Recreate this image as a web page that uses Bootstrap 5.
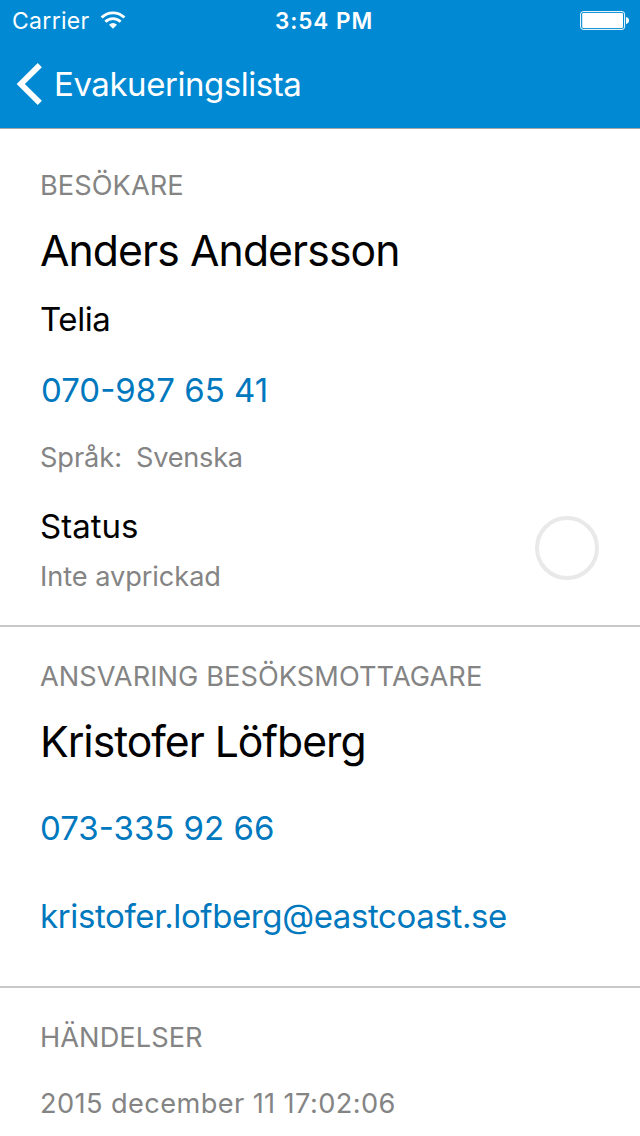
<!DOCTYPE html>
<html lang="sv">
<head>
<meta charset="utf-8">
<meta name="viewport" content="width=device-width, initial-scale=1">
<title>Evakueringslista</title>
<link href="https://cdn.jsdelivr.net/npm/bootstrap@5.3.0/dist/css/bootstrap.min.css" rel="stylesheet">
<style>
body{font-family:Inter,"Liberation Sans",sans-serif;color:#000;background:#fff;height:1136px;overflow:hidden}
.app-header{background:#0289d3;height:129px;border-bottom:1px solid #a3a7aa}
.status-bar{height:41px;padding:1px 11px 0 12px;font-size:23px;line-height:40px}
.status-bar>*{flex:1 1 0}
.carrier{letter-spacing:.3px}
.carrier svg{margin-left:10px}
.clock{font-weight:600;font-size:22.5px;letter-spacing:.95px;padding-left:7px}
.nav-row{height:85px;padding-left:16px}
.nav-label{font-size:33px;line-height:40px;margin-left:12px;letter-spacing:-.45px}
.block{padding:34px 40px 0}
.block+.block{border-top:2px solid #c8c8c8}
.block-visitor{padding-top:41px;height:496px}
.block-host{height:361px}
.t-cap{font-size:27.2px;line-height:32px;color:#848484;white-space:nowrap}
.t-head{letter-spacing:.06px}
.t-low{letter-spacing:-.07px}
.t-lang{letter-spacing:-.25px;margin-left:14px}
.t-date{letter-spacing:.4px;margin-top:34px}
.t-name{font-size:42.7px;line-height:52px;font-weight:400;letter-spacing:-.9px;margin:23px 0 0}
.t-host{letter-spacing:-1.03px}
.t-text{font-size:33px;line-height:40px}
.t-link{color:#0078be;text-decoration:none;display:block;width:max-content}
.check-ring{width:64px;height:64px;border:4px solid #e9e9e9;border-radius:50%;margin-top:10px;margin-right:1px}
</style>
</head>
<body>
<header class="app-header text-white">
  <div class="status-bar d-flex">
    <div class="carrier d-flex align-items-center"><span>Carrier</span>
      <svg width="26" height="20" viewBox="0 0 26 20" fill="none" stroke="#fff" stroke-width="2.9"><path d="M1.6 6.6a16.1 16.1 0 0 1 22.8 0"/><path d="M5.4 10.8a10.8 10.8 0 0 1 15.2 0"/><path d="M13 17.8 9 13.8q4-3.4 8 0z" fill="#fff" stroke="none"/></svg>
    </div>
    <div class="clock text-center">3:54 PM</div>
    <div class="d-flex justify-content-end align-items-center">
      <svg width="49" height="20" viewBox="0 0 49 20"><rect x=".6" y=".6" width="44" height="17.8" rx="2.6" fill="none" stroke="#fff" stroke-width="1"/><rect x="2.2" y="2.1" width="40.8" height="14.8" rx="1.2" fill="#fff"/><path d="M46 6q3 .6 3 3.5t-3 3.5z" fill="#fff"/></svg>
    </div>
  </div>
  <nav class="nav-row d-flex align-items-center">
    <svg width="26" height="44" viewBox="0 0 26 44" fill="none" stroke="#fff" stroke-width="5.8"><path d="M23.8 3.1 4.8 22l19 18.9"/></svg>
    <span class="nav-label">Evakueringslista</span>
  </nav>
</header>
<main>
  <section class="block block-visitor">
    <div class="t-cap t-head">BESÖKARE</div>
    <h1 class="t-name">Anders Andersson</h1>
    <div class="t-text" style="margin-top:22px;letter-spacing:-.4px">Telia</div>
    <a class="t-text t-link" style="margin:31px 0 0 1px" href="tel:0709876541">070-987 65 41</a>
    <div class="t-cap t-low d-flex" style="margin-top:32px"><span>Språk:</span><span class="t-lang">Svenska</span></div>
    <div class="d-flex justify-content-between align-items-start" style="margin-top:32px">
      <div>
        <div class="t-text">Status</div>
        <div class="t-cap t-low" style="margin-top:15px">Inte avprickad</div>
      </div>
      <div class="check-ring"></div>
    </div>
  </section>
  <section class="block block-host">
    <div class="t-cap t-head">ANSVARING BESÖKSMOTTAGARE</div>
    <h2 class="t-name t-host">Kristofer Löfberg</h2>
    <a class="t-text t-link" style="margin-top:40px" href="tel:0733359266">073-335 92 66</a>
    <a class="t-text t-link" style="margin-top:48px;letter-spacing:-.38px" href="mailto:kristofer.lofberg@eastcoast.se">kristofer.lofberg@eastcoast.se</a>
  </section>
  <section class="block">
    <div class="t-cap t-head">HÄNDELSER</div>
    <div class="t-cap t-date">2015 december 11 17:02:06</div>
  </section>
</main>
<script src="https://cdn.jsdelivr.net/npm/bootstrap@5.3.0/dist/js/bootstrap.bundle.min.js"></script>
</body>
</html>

=====

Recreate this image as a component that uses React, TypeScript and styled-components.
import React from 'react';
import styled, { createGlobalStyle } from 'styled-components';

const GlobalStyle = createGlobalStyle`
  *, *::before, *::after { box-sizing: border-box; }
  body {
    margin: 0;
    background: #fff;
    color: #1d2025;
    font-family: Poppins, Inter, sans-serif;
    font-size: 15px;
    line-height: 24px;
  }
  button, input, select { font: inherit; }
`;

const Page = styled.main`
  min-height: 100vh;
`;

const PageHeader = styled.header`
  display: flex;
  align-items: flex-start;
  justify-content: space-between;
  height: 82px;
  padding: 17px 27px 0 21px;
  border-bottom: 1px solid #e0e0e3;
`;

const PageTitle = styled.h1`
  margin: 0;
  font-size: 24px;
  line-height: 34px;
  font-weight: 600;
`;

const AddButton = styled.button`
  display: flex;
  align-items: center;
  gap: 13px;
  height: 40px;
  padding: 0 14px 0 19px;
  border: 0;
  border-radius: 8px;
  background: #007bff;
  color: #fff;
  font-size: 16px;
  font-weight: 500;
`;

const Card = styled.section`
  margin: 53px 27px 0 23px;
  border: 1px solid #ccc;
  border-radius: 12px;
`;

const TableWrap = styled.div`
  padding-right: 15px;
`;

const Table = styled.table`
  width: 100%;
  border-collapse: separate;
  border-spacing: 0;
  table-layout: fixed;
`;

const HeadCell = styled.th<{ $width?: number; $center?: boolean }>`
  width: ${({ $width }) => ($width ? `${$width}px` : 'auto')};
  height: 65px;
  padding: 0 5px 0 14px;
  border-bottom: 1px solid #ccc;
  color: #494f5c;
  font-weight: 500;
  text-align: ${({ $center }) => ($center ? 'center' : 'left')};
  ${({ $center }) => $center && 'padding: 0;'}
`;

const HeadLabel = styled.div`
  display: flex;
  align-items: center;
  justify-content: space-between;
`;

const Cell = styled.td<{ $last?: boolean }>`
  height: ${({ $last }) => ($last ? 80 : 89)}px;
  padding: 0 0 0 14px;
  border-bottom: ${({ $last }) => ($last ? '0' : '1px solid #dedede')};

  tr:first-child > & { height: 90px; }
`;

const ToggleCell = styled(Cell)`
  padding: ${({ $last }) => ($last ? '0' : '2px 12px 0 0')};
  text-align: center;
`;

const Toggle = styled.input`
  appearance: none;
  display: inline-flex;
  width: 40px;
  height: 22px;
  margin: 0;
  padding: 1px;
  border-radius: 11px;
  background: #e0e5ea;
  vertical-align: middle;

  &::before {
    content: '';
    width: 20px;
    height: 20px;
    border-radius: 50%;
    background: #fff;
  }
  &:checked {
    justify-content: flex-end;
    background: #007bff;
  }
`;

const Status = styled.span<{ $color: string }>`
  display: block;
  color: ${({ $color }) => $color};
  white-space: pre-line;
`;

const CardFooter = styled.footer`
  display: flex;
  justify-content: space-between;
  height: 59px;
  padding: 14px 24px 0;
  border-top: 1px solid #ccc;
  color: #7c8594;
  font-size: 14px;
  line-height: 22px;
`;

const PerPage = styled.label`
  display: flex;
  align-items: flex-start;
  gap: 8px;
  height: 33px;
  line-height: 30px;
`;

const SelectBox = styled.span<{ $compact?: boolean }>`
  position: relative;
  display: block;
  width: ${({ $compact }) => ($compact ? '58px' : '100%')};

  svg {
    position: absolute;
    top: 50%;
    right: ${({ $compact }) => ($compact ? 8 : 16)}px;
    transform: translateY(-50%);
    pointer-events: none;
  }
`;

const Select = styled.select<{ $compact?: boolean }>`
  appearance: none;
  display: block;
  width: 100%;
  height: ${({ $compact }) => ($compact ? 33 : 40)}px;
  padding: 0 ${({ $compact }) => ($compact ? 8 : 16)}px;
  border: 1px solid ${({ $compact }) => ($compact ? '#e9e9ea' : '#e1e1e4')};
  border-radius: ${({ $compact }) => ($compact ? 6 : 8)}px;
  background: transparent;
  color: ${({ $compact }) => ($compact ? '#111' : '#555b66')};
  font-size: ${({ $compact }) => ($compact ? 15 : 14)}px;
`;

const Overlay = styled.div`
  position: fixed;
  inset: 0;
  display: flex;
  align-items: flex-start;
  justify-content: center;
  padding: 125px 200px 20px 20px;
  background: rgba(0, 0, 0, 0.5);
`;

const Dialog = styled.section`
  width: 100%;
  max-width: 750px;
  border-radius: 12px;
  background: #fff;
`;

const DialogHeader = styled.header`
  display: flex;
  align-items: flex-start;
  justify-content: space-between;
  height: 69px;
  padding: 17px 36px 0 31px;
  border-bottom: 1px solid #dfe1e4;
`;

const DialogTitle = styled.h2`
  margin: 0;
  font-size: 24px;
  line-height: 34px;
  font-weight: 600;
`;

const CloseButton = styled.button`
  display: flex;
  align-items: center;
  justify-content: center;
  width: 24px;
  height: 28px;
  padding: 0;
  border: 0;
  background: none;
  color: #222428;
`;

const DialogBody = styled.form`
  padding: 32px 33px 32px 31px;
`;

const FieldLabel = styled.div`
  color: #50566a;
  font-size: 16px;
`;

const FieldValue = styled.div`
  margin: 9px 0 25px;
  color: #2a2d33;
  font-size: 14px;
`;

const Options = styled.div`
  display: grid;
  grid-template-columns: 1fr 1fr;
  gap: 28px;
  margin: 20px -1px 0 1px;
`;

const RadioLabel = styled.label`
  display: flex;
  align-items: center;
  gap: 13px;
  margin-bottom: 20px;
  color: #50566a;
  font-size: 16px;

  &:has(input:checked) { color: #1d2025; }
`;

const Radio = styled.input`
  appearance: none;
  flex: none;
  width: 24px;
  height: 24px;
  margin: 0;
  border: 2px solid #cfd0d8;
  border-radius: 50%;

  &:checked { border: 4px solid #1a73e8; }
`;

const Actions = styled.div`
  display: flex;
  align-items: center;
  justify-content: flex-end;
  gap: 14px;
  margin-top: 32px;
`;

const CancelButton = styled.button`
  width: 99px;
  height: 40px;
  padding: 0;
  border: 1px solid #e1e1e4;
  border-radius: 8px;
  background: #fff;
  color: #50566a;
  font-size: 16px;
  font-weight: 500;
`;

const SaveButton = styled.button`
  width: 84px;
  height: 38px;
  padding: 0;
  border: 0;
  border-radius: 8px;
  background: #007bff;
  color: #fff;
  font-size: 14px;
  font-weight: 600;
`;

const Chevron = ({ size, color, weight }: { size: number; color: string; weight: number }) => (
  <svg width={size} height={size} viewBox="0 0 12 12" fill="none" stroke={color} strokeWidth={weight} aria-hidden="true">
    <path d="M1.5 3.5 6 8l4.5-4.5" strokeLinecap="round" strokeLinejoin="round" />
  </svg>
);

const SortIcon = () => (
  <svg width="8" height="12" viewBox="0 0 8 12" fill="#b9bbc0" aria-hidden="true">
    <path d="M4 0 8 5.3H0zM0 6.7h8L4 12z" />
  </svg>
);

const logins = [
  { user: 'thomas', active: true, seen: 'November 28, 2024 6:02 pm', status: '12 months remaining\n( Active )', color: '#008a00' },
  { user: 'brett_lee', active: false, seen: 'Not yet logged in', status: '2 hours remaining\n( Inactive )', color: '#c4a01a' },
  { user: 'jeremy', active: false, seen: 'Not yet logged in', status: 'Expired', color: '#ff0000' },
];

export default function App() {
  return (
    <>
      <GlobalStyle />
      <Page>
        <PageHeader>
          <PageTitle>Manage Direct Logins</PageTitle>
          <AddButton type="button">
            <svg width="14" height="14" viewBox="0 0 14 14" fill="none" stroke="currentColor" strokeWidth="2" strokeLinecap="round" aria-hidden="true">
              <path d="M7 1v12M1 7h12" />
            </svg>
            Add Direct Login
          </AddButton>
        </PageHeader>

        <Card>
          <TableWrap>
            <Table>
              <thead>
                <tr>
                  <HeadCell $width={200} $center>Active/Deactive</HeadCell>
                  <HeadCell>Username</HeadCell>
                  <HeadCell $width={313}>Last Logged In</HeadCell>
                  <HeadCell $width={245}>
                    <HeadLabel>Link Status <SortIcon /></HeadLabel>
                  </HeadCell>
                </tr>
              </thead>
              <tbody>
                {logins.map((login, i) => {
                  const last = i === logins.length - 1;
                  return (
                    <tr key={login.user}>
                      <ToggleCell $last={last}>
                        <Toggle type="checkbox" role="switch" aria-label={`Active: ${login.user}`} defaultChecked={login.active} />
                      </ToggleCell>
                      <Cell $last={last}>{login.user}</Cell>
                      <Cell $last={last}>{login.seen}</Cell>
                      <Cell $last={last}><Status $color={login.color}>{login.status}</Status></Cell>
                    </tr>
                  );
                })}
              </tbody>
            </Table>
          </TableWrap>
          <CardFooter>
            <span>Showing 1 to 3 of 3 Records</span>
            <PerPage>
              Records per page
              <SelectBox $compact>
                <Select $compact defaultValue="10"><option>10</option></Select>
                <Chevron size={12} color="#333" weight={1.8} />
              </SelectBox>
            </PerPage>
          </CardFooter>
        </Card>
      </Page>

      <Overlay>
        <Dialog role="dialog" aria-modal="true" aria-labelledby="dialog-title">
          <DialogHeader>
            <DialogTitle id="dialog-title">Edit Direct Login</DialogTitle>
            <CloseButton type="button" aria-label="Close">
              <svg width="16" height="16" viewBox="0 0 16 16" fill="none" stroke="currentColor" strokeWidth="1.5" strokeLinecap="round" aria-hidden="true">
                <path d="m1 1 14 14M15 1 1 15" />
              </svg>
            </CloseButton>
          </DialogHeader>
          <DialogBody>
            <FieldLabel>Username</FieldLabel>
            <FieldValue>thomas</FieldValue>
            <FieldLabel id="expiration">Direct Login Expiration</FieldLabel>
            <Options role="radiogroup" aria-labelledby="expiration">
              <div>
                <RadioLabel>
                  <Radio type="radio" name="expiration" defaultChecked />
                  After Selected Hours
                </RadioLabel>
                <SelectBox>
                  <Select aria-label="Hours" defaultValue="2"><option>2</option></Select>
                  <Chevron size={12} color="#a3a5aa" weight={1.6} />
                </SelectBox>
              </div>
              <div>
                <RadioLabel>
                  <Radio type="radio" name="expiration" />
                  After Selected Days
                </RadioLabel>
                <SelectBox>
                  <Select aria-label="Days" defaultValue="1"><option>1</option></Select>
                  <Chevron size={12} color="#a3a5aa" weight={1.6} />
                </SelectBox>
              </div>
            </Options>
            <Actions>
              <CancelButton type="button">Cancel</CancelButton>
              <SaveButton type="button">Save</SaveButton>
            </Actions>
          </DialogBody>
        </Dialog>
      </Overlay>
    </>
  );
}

=====

_WORK REQUIRED_
Collect each line of the entries that has the word "image", copying it in full.

_EXERCISE OUTPUT_
Recreate this image as a web page that uses Bootstrap 5.
Recreate this image as a component that uses React, TypeScript and styled-components.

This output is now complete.